▶ Objective: Go through the data below. Pull out every line that has the word "this".

-- start Recorded information --

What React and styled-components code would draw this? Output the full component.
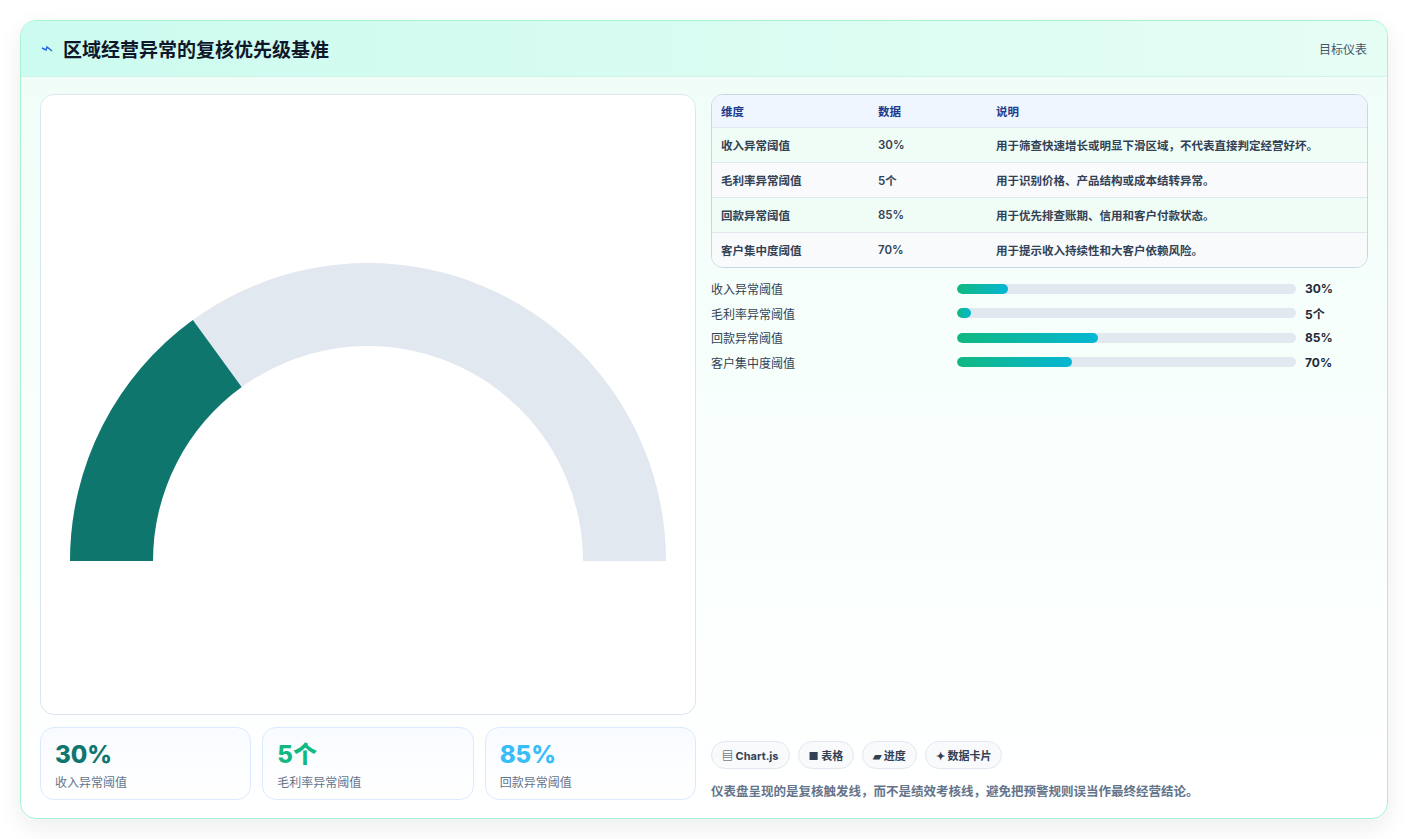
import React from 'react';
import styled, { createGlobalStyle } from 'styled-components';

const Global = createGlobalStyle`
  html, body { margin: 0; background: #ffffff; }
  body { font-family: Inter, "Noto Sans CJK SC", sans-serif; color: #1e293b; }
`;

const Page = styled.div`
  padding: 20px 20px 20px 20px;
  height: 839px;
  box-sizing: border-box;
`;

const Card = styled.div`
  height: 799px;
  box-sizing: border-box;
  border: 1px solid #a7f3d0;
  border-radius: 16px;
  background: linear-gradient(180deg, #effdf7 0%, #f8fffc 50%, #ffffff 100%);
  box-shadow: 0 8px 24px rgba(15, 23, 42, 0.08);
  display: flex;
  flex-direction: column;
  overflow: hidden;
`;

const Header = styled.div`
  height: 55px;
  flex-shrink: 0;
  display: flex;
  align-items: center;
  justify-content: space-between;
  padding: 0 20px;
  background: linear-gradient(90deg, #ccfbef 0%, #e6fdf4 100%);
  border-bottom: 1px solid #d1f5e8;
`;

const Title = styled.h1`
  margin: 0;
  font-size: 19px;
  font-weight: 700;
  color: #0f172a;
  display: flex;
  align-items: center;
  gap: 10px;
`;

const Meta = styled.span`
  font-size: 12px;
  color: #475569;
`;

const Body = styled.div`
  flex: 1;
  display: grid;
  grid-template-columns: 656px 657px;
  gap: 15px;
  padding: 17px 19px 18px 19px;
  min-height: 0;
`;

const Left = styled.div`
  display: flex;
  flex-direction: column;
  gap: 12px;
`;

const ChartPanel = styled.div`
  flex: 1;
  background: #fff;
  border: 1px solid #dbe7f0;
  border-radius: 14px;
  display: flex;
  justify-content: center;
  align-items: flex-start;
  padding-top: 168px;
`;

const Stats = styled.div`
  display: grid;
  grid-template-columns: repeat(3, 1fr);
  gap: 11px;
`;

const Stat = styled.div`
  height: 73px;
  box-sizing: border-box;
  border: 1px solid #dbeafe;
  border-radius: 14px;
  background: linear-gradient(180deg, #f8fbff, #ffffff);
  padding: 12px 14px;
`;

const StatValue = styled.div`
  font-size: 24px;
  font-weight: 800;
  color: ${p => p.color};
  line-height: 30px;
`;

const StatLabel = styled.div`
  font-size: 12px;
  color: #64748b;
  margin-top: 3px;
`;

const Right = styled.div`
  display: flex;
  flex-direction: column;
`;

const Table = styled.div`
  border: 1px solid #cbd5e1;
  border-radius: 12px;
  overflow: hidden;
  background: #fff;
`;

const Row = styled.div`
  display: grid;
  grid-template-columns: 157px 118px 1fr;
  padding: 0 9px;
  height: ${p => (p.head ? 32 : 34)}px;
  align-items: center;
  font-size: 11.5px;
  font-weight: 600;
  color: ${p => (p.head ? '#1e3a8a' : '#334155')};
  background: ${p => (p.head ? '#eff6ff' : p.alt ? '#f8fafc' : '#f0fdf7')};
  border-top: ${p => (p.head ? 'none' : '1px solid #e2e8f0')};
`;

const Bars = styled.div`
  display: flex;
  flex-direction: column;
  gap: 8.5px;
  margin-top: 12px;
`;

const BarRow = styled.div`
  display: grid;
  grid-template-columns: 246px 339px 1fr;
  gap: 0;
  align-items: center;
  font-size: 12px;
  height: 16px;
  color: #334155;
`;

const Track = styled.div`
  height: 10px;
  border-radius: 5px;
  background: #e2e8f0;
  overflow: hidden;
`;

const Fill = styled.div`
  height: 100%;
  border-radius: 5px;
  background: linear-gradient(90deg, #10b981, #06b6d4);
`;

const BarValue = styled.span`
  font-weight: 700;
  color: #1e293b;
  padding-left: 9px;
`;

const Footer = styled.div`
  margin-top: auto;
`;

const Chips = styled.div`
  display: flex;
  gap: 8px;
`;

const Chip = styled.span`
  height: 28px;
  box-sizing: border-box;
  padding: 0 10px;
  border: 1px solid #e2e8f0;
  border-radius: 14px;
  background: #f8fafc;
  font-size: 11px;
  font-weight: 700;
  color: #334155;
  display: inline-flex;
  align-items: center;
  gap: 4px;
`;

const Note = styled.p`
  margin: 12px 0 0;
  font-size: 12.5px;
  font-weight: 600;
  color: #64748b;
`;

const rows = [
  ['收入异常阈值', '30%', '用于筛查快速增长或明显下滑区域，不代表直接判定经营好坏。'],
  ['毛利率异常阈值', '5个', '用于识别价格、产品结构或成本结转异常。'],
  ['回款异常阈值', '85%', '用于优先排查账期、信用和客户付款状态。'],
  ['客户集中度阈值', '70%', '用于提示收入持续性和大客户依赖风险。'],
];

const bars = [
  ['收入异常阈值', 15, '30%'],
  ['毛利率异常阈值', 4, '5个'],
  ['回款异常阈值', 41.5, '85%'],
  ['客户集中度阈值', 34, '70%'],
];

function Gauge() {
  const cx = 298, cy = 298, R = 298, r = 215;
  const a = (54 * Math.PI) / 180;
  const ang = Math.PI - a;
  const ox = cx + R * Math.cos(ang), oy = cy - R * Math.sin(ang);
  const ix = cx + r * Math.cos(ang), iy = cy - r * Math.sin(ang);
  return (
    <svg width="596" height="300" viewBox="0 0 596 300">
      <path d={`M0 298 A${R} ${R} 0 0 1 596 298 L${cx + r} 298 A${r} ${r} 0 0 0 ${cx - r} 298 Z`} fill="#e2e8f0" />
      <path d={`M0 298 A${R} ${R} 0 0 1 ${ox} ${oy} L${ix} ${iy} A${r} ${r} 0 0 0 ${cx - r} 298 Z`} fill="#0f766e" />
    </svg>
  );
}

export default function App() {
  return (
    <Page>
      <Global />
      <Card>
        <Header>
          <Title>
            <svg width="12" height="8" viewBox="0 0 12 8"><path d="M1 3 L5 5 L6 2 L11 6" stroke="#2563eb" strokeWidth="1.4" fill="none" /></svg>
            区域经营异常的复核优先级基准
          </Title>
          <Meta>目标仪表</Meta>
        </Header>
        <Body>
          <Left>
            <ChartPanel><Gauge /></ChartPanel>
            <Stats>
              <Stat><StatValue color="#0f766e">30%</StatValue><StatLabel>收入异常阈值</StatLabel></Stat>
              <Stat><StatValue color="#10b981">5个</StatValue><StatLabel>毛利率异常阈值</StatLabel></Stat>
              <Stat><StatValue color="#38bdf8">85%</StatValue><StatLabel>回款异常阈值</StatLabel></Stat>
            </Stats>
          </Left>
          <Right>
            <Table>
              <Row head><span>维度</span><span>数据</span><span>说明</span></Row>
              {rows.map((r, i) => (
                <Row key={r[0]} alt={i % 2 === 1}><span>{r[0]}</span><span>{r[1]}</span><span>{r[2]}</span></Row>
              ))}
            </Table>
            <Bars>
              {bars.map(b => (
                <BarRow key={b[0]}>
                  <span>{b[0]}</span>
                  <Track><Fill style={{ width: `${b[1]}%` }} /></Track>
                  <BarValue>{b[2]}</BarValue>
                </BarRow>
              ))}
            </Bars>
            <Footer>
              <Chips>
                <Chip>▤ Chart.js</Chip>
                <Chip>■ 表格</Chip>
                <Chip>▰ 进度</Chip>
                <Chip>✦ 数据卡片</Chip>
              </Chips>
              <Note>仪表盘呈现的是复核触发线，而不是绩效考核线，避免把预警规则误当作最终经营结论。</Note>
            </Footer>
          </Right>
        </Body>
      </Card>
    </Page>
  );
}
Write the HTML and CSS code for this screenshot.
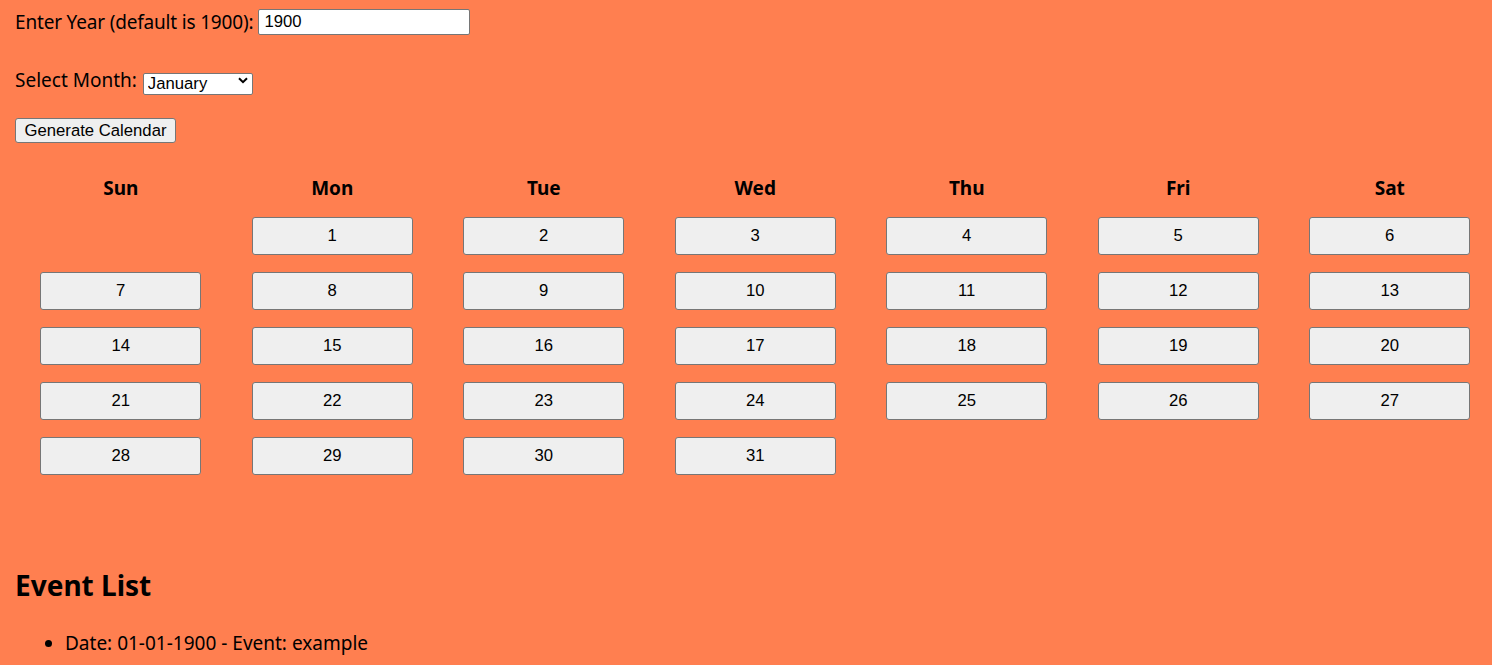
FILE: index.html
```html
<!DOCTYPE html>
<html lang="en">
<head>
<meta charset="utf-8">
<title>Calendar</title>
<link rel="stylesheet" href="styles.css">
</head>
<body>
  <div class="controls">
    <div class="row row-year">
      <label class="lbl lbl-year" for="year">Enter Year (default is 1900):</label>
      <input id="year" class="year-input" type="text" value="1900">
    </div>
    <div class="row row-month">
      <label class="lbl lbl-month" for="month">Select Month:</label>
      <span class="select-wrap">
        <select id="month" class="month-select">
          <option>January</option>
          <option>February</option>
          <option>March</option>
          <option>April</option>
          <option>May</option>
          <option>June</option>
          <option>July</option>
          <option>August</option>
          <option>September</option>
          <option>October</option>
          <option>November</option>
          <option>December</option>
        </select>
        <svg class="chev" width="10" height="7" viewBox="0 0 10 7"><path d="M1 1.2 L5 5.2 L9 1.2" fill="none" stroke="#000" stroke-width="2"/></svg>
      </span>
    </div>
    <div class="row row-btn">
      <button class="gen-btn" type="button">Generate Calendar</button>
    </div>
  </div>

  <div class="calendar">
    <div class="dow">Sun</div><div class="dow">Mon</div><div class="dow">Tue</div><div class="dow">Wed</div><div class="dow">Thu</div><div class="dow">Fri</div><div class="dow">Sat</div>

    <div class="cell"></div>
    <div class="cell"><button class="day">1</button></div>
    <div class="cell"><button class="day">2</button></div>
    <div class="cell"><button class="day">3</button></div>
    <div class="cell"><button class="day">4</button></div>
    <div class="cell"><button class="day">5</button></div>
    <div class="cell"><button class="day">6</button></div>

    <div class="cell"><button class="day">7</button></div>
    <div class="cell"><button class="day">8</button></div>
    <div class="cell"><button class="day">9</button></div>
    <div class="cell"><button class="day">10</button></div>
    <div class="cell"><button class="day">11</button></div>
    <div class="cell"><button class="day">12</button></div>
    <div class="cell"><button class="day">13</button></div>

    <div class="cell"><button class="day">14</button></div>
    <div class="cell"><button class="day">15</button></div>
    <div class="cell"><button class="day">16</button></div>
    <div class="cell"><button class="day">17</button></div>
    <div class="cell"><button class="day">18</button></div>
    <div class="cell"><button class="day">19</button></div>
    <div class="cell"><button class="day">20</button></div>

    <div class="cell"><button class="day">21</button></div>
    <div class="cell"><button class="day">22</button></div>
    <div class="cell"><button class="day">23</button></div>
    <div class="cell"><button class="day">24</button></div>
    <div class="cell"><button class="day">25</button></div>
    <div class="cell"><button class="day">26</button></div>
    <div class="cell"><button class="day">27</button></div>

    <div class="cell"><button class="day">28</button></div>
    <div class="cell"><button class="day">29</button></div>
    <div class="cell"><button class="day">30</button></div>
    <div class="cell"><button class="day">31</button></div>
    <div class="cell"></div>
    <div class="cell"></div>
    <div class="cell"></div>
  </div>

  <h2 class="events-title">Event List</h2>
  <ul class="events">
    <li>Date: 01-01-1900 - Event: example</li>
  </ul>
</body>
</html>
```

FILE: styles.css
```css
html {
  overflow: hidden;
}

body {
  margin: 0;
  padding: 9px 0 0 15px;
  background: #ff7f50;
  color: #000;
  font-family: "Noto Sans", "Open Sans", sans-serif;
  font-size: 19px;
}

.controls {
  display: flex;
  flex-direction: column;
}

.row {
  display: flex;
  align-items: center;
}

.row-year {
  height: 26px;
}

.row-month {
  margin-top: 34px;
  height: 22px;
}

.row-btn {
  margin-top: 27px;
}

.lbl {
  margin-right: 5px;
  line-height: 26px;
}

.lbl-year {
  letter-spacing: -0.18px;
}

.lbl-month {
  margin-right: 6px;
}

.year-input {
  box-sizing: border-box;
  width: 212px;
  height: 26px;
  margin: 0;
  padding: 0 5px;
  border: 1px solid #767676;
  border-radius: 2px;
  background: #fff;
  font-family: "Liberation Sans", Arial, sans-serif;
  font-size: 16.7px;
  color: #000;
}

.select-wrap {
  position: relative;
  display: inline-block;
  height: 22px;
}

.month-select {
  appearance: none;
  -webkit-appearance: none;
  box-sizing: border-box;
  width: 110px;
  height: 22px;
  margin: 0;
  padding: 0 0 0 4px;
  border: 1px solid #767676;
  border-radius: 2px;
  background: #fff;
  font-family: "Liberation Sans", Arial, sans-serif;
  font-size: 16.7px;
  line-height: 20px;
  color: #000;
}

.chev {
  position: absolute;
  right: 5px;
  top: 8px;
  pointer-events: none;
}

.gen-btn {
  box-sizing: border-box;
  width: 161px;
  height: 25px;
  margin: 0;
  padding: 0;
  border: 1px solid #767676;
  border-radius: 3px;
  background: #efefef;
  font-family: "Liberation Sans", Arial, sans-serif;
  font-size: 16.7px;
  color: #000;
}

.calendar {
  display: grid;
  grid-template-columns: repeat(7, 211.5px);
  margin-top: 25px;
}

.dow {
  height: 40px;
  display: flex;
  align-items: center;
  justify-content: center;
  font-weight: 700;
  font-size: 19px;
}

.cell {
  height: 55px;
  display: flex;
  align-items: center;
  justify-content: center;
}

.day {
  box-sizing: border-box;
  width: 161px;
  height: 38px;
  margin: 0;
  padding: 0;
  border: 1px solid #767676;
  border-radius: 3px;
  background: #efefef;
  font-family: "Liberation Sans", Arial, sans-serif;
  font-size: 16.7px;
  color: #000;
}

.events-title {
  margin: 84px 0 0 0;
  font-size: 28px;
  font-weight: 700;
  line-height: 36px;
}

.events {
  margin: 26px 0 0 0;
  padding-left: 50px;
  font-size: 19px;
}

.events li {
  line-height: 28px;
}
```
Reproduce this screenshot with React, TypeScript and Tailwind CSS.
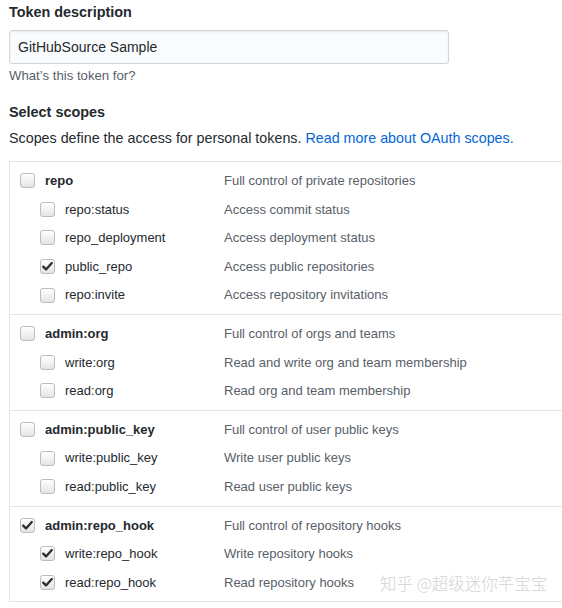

-- end Recorded information --

▶ Result of the exercise:
What React and styled-components code would draw this? Output the full component.
Write the HTML and CSS code for this screenshot.
Reproduce this screenshot with React, TypeScript and Tailwind CSS.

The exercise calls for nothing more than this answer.